Está a começar a ler esta crónica e pergunto já de chofre: é adicto a alguma coisa? Conhece algum “viciado” nalguma substância? Em compras, jogos de consola, computador ou mesa, sexo, comida ou redes sociais? Acha que não? Se assim é, mude de página.
Se ficou a pensar, continue nesta.
Em Portugal a adicção é uma doença ainda não falada ou conhecida de forma aberta e frontal. No entanto, noutros países é sobejamente estudada, está também reconhecida como uma doença mental pela Organização Mundial de Saúde e é trabalhada diariamente por milhões de profissionais em todo o Mundo.
Claro que este assunto nunca nos fala directamente, porque é sempre para o parceiro do lado. Ou mesmo esse, que diabo, tem apenas uns problemazitos com o álcool, ou usa drogas de forma recreativa. Ora isso não só não tem mal nenhum, como muito menos se pode chamar doença.E mental? Que horror!
Pensa assim? Se lhe disser que está errado e que pode ter muito mais conhecimento sobre o que realmente se passa, fica zangado? Se fica, apresenta o primeiro dos muitos mecanismos de defesa que a adicção lhe dá de presente: a negação.
E isso tem algum mal? Não.
Vamos começar a falar de forma não académica, sem juízos de valor, moralismos ou vergonha.
A adicção é uma doença presente na nossa sociedade. Anda aqui mesmo, de braço dado consigo, ou certamente com alguém que conhece. Não duvide.
Estigmatizada e envolvida em inúmeros estereótipos, a adicção pode embrulhar num só pacote o alcoolismo, a toxicodependência, a dependência de químicos farmacêuticos, a comida (anorexia e bulimia), o sexo, o jogo e até o desporto…. Até aqui já sabia? Parabéns. Já passou a primeiro nível!
Agora vamos um bocadinho mais longe: tem medo que o seu filho “se meta nas drogas” lá na escola ou na universidade? Das ”companhias”? Pois…as companhias.
E as noitadas? E porque é que ele passa tanto tempo fechado no quarto e agarrado ao computador?

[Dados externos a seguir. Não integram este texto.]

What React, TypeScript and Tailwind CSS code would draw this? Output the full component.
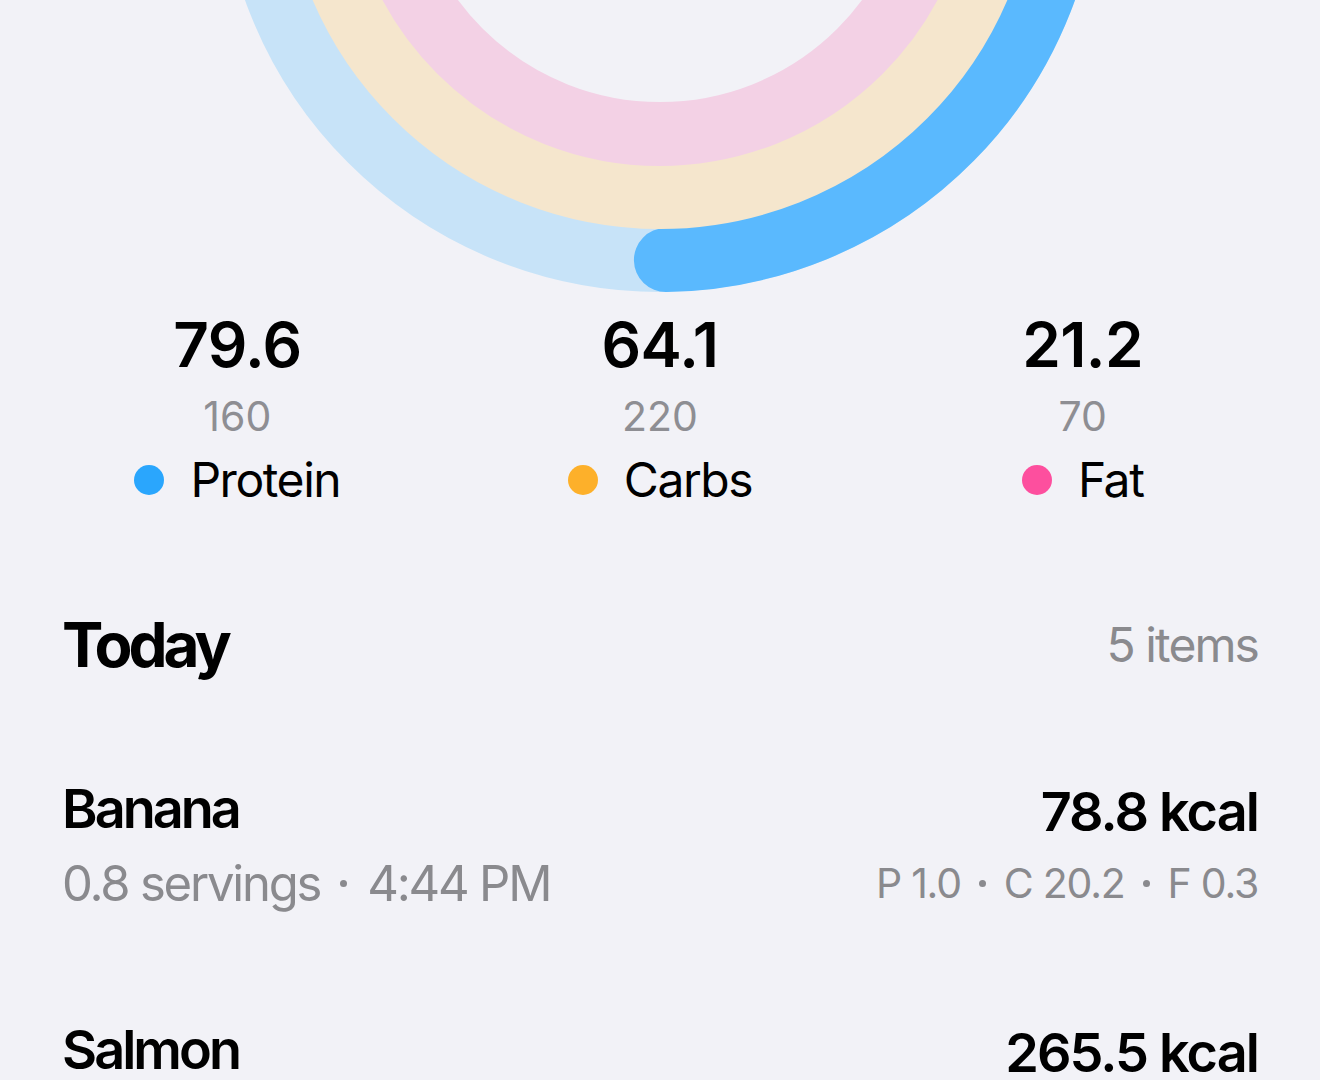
import React from "react";

const CX = 660;
const CY = -149;

const rings = [
  { r: 409, track: "#C7E3F8", fill: "#5AB9FE", value: 79.6, goal: 160 },
  { r: 346, track: "#F5E6CD", fill: "#FDB02A", value: 64.1, goal: 220 },
  { r: 283, track: "#F3D1E5", fill: "#FD4F9E", value: 21.2, goal: 70 },
];

const macros = [
  { value: "79.6", goal: "160", label: "Protein", dot: "bg-[#2AA6FD]" },
  { value: "64.1", goal: "220", label: "Carbs", dot: "bg-[#FDB02A]" },
  { value: "21.2", goal: "70", label: "Fat", dot: "bg-[#FD4F9E]" },
];

const foods = [
  { name: "Banana", meta: ["0.8 servings", "4:44 PM"], kcal: "78.8 kcal", macros: ["P 1.0", "C 20.2", "F 0.3"] },
  { name: "Salmon", meta: ["1 serving", "12:30 PM"], kcal: "265.5 kcal", macros: ["P 25.4", "C 0.0", "F 17.2"] },
];

const Rings = () => {
  return (
    <svg width="1320" height="300" viewBox="0 0 1320 300" className="block">
      {rings.map((ring) => {
        const c = 2 * Math.PI * ring.r;
        const frac = Math.min(ring.value / ring.goal, 1);
        return (
          <g key={ring.r}>
            <circle cx={CX} cy={CY} r={ring.r} fill="none" stroke={ring.track} strokeWidth={64} />
            <circle
              cx={CX}
              cy={CY}
              r={ring.r}
              fill="none"
              stroke={ring.fill}
              strokeWidth={64}
              strokeLinecap="round"
              strokeDasharray={`${frac * c} ${c}`}
              transform={`rotate(-90 ${CX} ${CY})`}
            />
          </g>
        );
      })}
    </svg>
  );
};

// parts joined by a small middle dot, like "a • b • c"
const Joined = ({ parts, gap }: { parts: string[]; gap: string }) => {
  return (
    <span className="inline-flex items-center">
      {parts.map((p, i) => (
        <React.Fragment key={p}>
          {i > 0 && <span className={`inline-block w-[7px] h-[7px] rounded-full bg-current ${gap}`} />}
          <span>{p}</span>
        </React.Fragment>
      ))}
    </span>
  );
};

export default function App() {
  return (
    <div className="min-h-screen w-[1320px] bg-[#F2F2F7] overflow-hidden font-['Inter',sans-serif] text-black">
      <Rings />

      {/* Macro totals */}
      <div className="grid grid-cols-3 mx-[26px] mt-[14px]">
        {macros.map((m) => (
          <div key={m.label} className="flex flex-col items-center">
            <div className="text-[62px] leading-none font-semibold tracking-[-0.01em]">{m.value}</div>
            <div className="text-[41px] leading-none text-[#8E8E93] mt-[20px]">{m.goal}</div>
            <div className="flex items-center gap-[26px] mt-[19px]">
              <span className={`w-[30px] h-[30px] rounded-full ${m.dot}`} />
              <span className="text-[48px] leading-none tracking-[-0.03em]">{m.label}</span>
            </div>
          </div>
        ))}
      </div>

      {/* Today header */}
      <div className="flex items-center justify-between px-[62px] mt-[110px]">
        <h2 className="text-[62px] leading-none font-bold tracking-[-0.065em]">Today</h2>
        <span className="text-[48px] leading-none text-[#8A8A8E] tracking-[-0.04em]">5 items</span>
      </div>

      {/* Food list */}
      <div className="flex flex-col px-[62px] mt-[106px] gap-[115px]">
        {foods.map((f) => (
          <div key={f.name} className="flex justify-between">
            <div className="flex flex-col items-start">
              <span className="text-[54px] leading-none font-semibold tracking-[-0.055em]">{f.name}</span>
              <span className="text-[49px] leading-none text-[#8A8A8E] mt-[23px] tracking-[-0.045em]">
                <Joined parts={f.meta} gap="mx-[20px]" />
              </span>
            </div>
            <div className="flex flex-col items-end">
              <span className="text-[54px] leading-none font-semibold mt-[3px] tracking-[-0.035em]">{f.kcal}</span>
              <span className="text-[41px] leading-none text-[#8A8A8E] mt-[24px] tracking-[-0.03em]">
                <Joined parts={f.macros} gap="mx-[18px]" />
              </span>
            </div>
          </div>
        ))}
      </div>
    </div>
  );
}
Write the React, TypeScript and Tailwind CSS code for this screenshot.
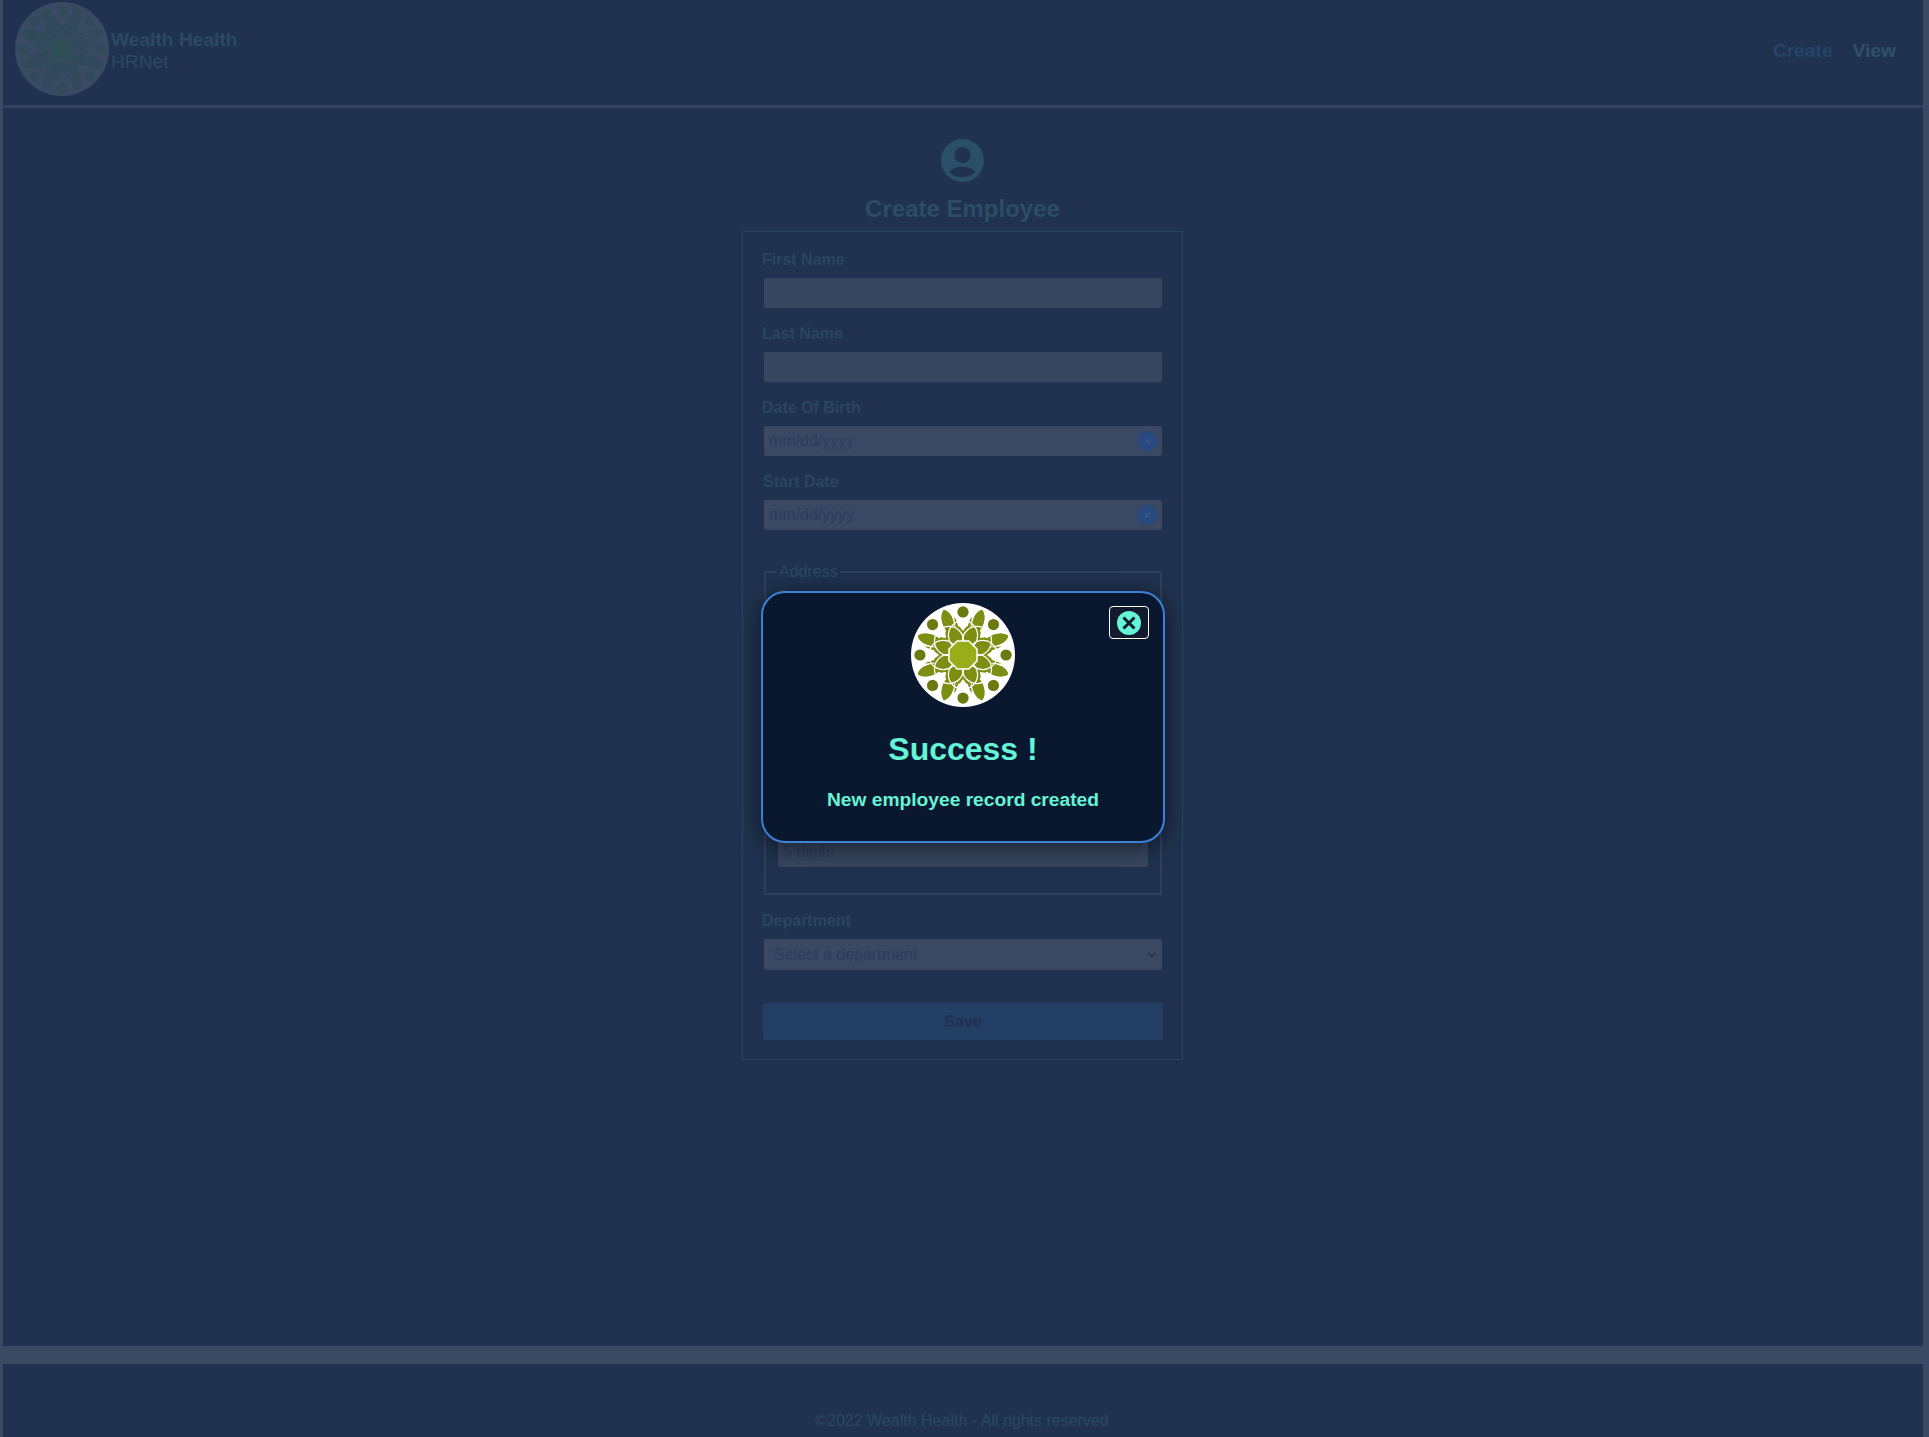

E se não for nem filho nem filha: o próprio leitor acha, lá no fundo, no fundo e só para si, que a bebida está a trazer-lhe problemas? De facto já não é como era, e o acto de beber passou, devagarinho, a ser compulsivo? Não que seja alcoólico, claro, mas de facto, esta dúvida ou possibilidade está a deixá-lo desconfortável.
Afinal são só as drogas ilícitas que são drogas?
Vejamos: a definição de adicção passa por ser uma coisa muito simples. Trata-se de uma doença (chamemos as coisas pelo nome, sem medo), que pode ser genética, que é primária (vem consigo, não fez nada para a ter), progressiva e fatal.
De facto, só o álcool é responsável por 3,8% de mortes no nosso país. E não podemos assegurar nem confirmar dados. São meras estatísticas que recolhi e nas quais não estão reflectidas muitas mortes por doenças associadas. Adiante.
Na escola ensinam como se faz o vinho. Não o que o vinho faz. Dizer que beber em excesso faz mal, não chega. Não só porque não se define o excesso, mas também porque pode dar-se o caso da pessoa sofrer da doença da adicção, também chamada de “doença dos sentimentos”. Com danos sérios, graves e para toda a vida.
Agora pense comigo: não está aliviado em saber já, neste momento, que não existe aqui nenhuma culpa no cartório pelo facto da pessoa que conhece abusar do álcool ou das drogas? Que se calhar toda aquela compulsão tem uma explicação clínica e há maneira de viver em recuperação? Que afinal há um motivo palpável – ainda que sério – e que nunca lhe tinha ocorrido, para estar horas e horas no computador a jogar?
Afinal, aquela atitude de ter várias parceiras que no fundo, no fundo, não só não o preenchem, como lhe deixam um enorme vazio e uma tristeza que só pode ser compensada quando repete. Porque a vontade é incontrolável?
Pois é: essa falta de controle sobre a sua substância preferida, ou sobre esse comportamento, tem um nome: ADICÇÃO! E é uma doença que afecta milhões de pessoas em todo o Mundo. Mas vive (aqui no nosso cantinho), envergonhada, silenciada, embrulhada em estigmas, preconceitos, estereótipos e falsas crenças. Vamos, você e eu, aqui e agora, começar a desembrulhar tudo isto. Porque RECUPERAR é palavra de ordem. E perceber o que se passa é mesmo para si ou, seguramente, para alguém que conhece ( ou vai passar a reconhecer) um dos mais importantes acordares da sua vida. Acredite!